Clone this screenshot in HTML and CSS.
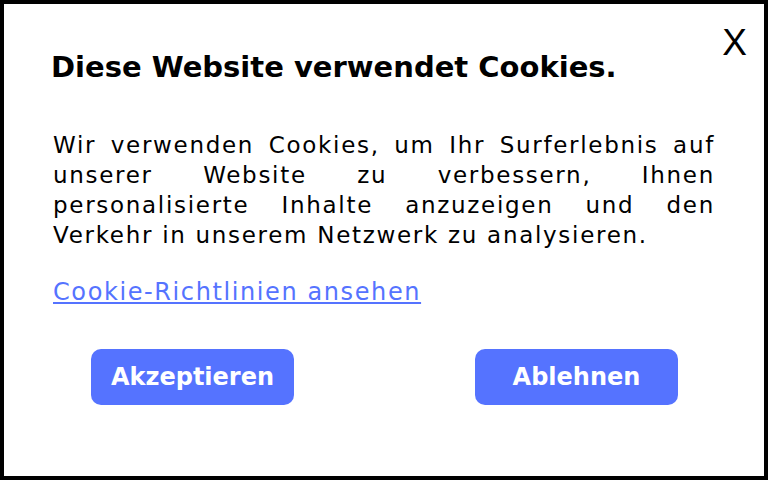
FILE: index.html
```html
<!DOCTYPE html>
<html lang="de">
<head>
<meta charset="UTF-8">
<meta name="viewport" content="width=device-width, initial-scale=1.0">
<title>Cookies</title>
<link rel="stylesheet" href="styles.css">
</head>
<body>

<div class="cookie-box">

<button class="close">X</button>

<div class="content">

<h2 class="title">Diese Website verwendet Cookies.</h2>

<p class="text">Wir verwenden Cookies, um Ihr Surferlebnis auf unserer Website zu verbessern, Ihnen personalisierte Inhalte anzuzeigen und den Verkehr in unserem Netzwerk zu analysieren.</p>

<a class="policy" href="#">Cookie-Richtlinien ansehen</a>

</div>

<div class="actions">

<button class="btn">Akzeptieren</button>

<button class="btn">Ablehnen</button>

</div>

</div>

</body>
</html>
```

FILE: styles.css
```css
*{
margin: 0;
padding: 0;
box-sizing: border-box;
}

body{
width: 768px;
height: 480px;
font-family: "DejaVu Sans", sans-serif;
color: #000;
background: #fff;
}

.cookie-box{
position: relative;
width: 768px;
height: 480px;
border: 4px solid #000;
background: #fff;
}

.close{
position: absolute;
top: 18px;
right: 17px;
border: none;
background: none;
font-family: "Liberation Sans", sans-serif;
font-size: 37px;
font-weight: 400;
color: #000;
cursor: pointer;
}

.content{
padding: 43px 49px 0 49px;
}

.title{
margin-left: -2px;
font-size: 29px;
font-weight: 700;
line-height: 40px;
}

.text{
margin-top: 43px;
font-size: 23px;
line-height: 30px;
letter-spacing: 1.7px;
text-align: justify;
}

.policy{
display: inline-block;
margin-top: 28px;
font-size: 24px;
letter-spacing: 1.6px;
color: #5573ff;
text-decoration: underline;
}

.actions{
display: flex;
justify-content: space-between;
margin-top: 43px;
padding: 0 86px 0 87px;
}

.btn{
width: 203px;
height: 56px;
border: none;
border-radius: 10px;
background: #5573ff;
color: #fff;
font-family: "DejaVu Sans", sans-serif;
font-size: 24px;
font-weight: 700;
cursor: pointer;
}
```
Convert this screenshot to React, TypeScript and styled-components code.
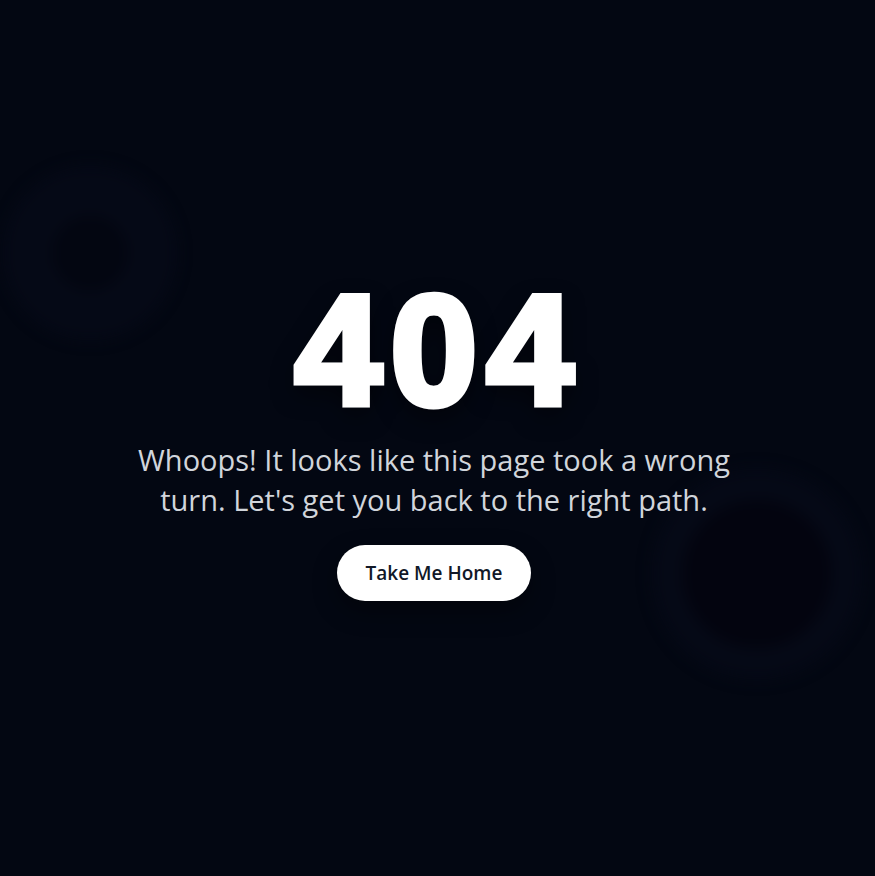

########

Transcribe every entry word for word, but omit the pictures.

Clone this screenshot in HTML and CSS.
FILE: index.html
```html
<!DOCTYPE html>
<html lang="de">
<head>
<meta charset="UTF-8">
<meta name="viewport" content="width=device-width, initial-scale=1.0">
<title>Cookies</title>
<link rel="stylesheet" href="styles.css">
</head>
<body>

<div class="cookie-box">

<button class="close">X</button>

<div class="content">

<h2 class="title">Diese Website verwendet Cookies.</h2>

<p class="text">Wir verwenden Cookies, um Ihr Surferlebnis auf unserer Website zu verbessern, Ihnen personalisierte Inhalte anzuzeigen und den Verkehr in unserem Netzwerk zu analysieren.</p>

<a class="policy" href="#">Cookie-Richtlinien ansehen</a>

</div>

<div class="actions">

<button class="btn">Akzeptieren</button>

<button class="btn">Ablehnen</button>

</div>

</div>

</body>
</html>
```

FILE: styles.css
```css
*{
margin: 0;
padding: 0;
box-sizing: border-box;
}

body{
width: 768px;
height: 480px;
font-family: "DejaVu Sans", sans-serif;
color: #000;
background: #fff;
}

.cookie-box{
position: relative;
width: 768px;
height: 480px;
border: 4px solid #000;
background: #fff;
}

.close{
position: absolute;
top: 18px;
right: 17px;
border: none;
background: none;
font-family: "Liberation Sans", sans-serif;
font-size: 37px;
font-weight: 400;
color: #000;
cursor: pointer;
}

.content{
padding: 43px 49px 0 49px;
}

.title{
margin-left: -2px;
font-size: 29px;
font-weight: 700;
line-height: 40px;
}

.text{
margin-top: 43px;
font-size: 23px;
line-height: 30px;
letter-spacing: 1.7px;
text-align: justify;
}

.policy{
display: inline-block;
margin-top: 28px;
font-size: 24px;
letter-spacing: 1.6px;
color: #5573ff;
text-decoration: underline;
}

.actions{
display: flex;
justify-content: space-between;
margin-top: 43px;
padding: 0 86px 0 87px;
}

.btn{
width: 203px;
height: 56px;
border: none;
border-radius: 10px;
background: #5573ff;
color: #fff;
font-family: "DejaVu Sans", sans-serif;
font-size: 24px;
font-weight: 700;
cursor: pointer;
}
```
Convert this screenshot to React, TypeScript and styled-components code.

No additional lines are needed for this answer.